February 21, 2013

JP's Weekly Walk-Off: San Diego State



The Beavers work their way further south from Palm Springs to San Diego for a four-game series that will see them play their 5th-8th games during the first 10 days of the season.  SDSU opened the season with a surprising sweep of cross-town rival USD, putting a damper on the opening series at the Toreros' new $13 million ballpark.  Last year the Aztecs' were not particularly hospitable hosts when OSU visited Tony Gwynn Field, demolishing the Beavers 18-2 in the season's sixth game, so ideally the Beavs will arrive with a bit of a bad taste in their mouth and atone for that debacle.



THE WEEK THAT WAS



  • Friday:  OSU 5 - Utah Valley 2

  • Saturday:  OSU 9 - Gonzaga 2

  • Sunday:  OSU 14 - UC-Riverside 3

  • Monday: OSU 5 - UC-Riverside 4 (11 innings)


The Palm Springs tourney was a success both on the scoreboard, and in terms of providing a great mix of early-season tests - having to play from behind (Friday & Saturday), playing from ahead and trying to maintain focus with a big lead (Sunday), and the pressure of extra-innings (Monday).



The health of the starting rotation was less than ideal with Ben Wetzler and Taylor Starr sidelined, but their absence provided an opportunity for others to show their stuff, and largely those auditions were a success.  Andrew Moore was very solid in his OSU debut (W, 5.1 IP, 4 H, 3 R, 1 ER, 3 BB, 6 K), and while Dylan Davis didn't pan out on Monday (1 IP, 3 H, 2 ER, 2 BB), his struggles opened the door for Tyler Painton to very successfully log extended innings (6 IP, 0 R, 1 H, 2 BB, 4K).  The bullpen was nearly flawless, but more on that later.

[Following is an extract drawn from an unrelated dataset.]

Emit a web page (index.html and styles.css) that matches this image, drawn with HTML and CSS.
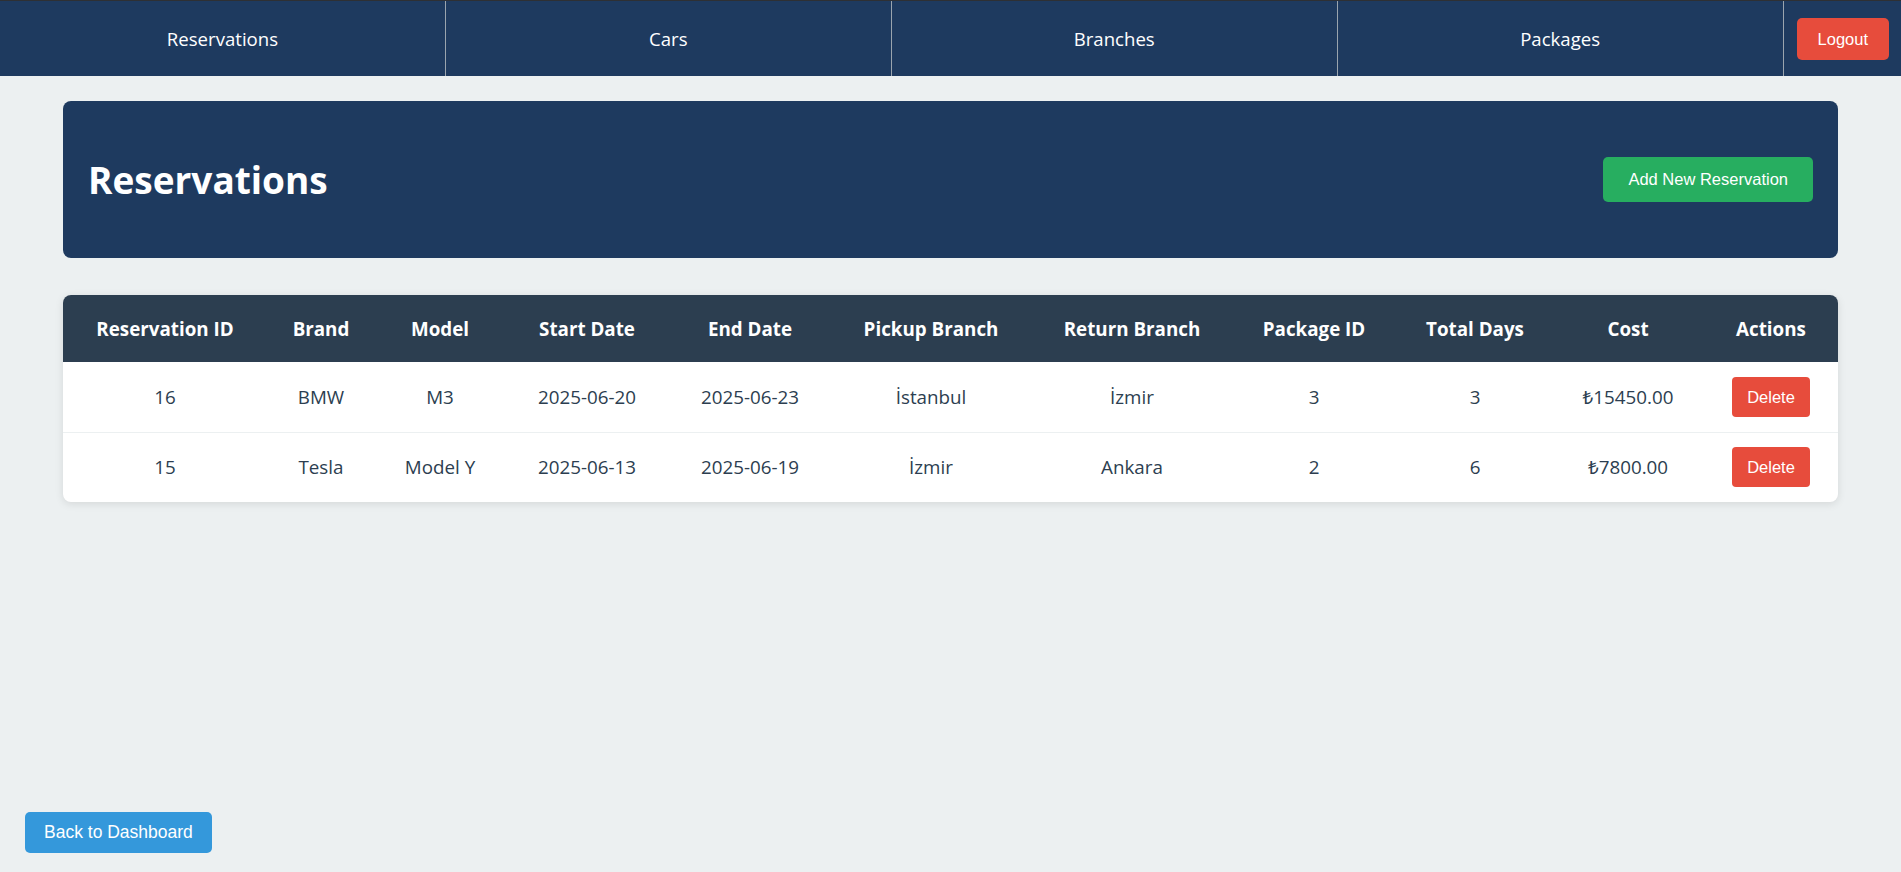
FILE: index.html
```html
<!DOCTYPE html>
<html lang="en">
<head>
<meta charset="utf-8">
<title>Reservations</title>
<link rel="stylesheet" href="styles.css">
</head>
<body>
<nav class="topnav">
  <a class="nav-link" href="#">Reservations</a>
  <a class="nav-link" href="#">Cars</a>
  <a class="nav-link" href="#">Branches</a>
  <a class="nav-link" href="#">Packages</a>
  <div class="nav-logout"><button class="btn btn-red btn-logout">Logout</button></div>
</nav>
<main class="container">
  <section class="page-header">
    <h1 class="page-title">Reservations</h1>
    <button class="btn btn-green btn-add">Add New Reservation</button>
  </section>
  <div class="table-card">
    <table class="data-table">
      <colgroup>
        <col class="c1"><col class="c2"><col class="c3"><col class="c4"><col class="c5"><col class="c6"><col class="c7"><col class="c8"><col class="c9"><col class="c10"><col class="c11">
      </colgroup>
      <thead>
        <tr>
          <th>Reservation ID</th><th>Brand</th><th>Model</th><th>Start Date</th><th>End Date</th><th>Pickup Branch</th><th>Return Branch</th><th>Package ID</th><th>Total Days</th><th>Cost</th><th>Actions</th>
        </tr>
      </thead>
      <tbody>
        <tr>
          <td>16</td><td>BMW</td><td>M3</td><td>2025-06-20</td><td>2025-06-23</td><td>İstanbul</td><td>İzmir</td><td>3</td><td>3</td><td>₺15450.00</td><td><button class="btn btn-red btn-delete">Delete</button></td>
        </tr>
        <tr>
          <td>15</td><td>Tesla</td><td>Model Y</td><td>2025-06-13</td><td>2025-06-19</td><td>İzmir</td><td>Ankara</td><td>2</td><td>6</td><td>₺7800.00</td><td><button class="btn btn-red btn-delete">Delete</button></td>
        </tr>
      </tbody>
    </table>
  </div>
</main>
<a class="btn btn-blue btn-back" href="#">Back to Dashboard</a>
</body>
</html>
```
FILE: styles.css
```css
* { box-sizing: border-box; }
html, body { height: 100%; }
body {
  margin: 0;
  background: #ecf0f1;
  font-family: "Segoe UI", "Open Sans", "Noto Sans", sans-serif;
  color: #2c3e50;
}
.topnav {
  display: flex;
  height: 76px;
  background: #1e3a5f;
  border-top: 1px solid #2e3034;
}
.nav-link {
  flex: 1;
  display: flex;
  align-items: center;
  justify-content: center;
  color: #ffffff;
  text-decoration: none;
  font-size: 18.6px;
  border-right: 1px solid #9aa4ae;
}
.nav-logout {
  display: flex;
  align-items: center;
  padding: 0 12px 0 13px;
}
.btn {
  font-family: "Liberation Sans", Arial, sans-serif;
  color: #ffffff;
  border: none;
  border-radius: 5px;
  cursor: pointer;
  text-decoration: none;
  display: inline-block;
}
.btn-red { background: #e74c3c; }
.btn-green { background: #27ae60; }
.btn-blue { background: #3498db; }
.btn-logout {
  font-size: 16.5px;
  line-height: 20px;
  padding: 11px 21px;
}
.container {
  padding: 25px 63px 0;
}
.page-header {
  display: flex;
  align-items: center;
  justify-content: space-between;
  height: 157px;
  padding: 0 25px;
  background: #1e3a5f;
  border-radius: 8px;
  margin-bottom: 37px;
}
.page-title {
  margin: 0;
  color: #ffffff;
  font-size: 37px;
  font-weight: 700;
}
.btn-add {
  font-size: 16.5px;
  line-height: 21px;
  padding: 12px 25px;
}
.table-card {
  background: #ffffff;
  border-radius: 8px;
  overflow: hidden;
  box-shadow: 0 2px 8px rgba(0, 0, 0, 0.1);
}
.data-table {
  width: 100%;
  border-collapse: collapse;
  table-layout: fixed;
}
.c1 { width: 204px; }
.c2 { width: 108px; }
.c3 { width: 130px; }
.c4 { width: 164px; }
.c5 { width: 162px; }
.c6 { width: 200px; }
.c7 { width: 202px; }
.c8 { width: 162px; }
.c9 { width: 160px; }
.c10 { width: 146px; }
.c11 { width: 140px; }
.data-table th {
  background: #2c3e50;
  color: #ffffff;
  font-weight: 700;
  font-size: 18.8px;
  height: 67px;
  padding: 0 4px;
  text-align: center;
  white-space: nowrap;
}
.data-table td {
  height: 70px;
  padding: 0 4px;
  text-align: center;
  font-size: 18.8px;
  color: #2c3e50;
  border-bottom: 1px solid #ecf0f1;
  white-space: nowrap;
}
.data-table tbody tr:last-child td { border-bottom: none; }
.btn-delete {
  font-size: 16.5px;
  line-height: 20px;
  padding: 10px 15px;
  border-radius: 4px;
}
.btn-back {
  position: fixed;
  left: 25px;
  bottom: 19px;
  font-size: 17.5px;
  line-height: 21px;
  padding: 10px 19px;
}
```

Offensively, the highlight of the weekend was pinning 6 runs (5 earned) on Gonzaga pre-season All-American Marco Gonzalez, something not likely to happen many times the rest of the season.   



THE WEEK AHEAD



For the second year in a row, the Beavers will spend the second week of the season in San Diego.  This time, however, they will be hoping for better results than the four-game split they managed in 2012. A split itself is not the worst thing to ever happen, but the back-to-back 18-2 and 13-2 losses to SDSU and USD respectively may have been the most lopsided consecutive losses in program history.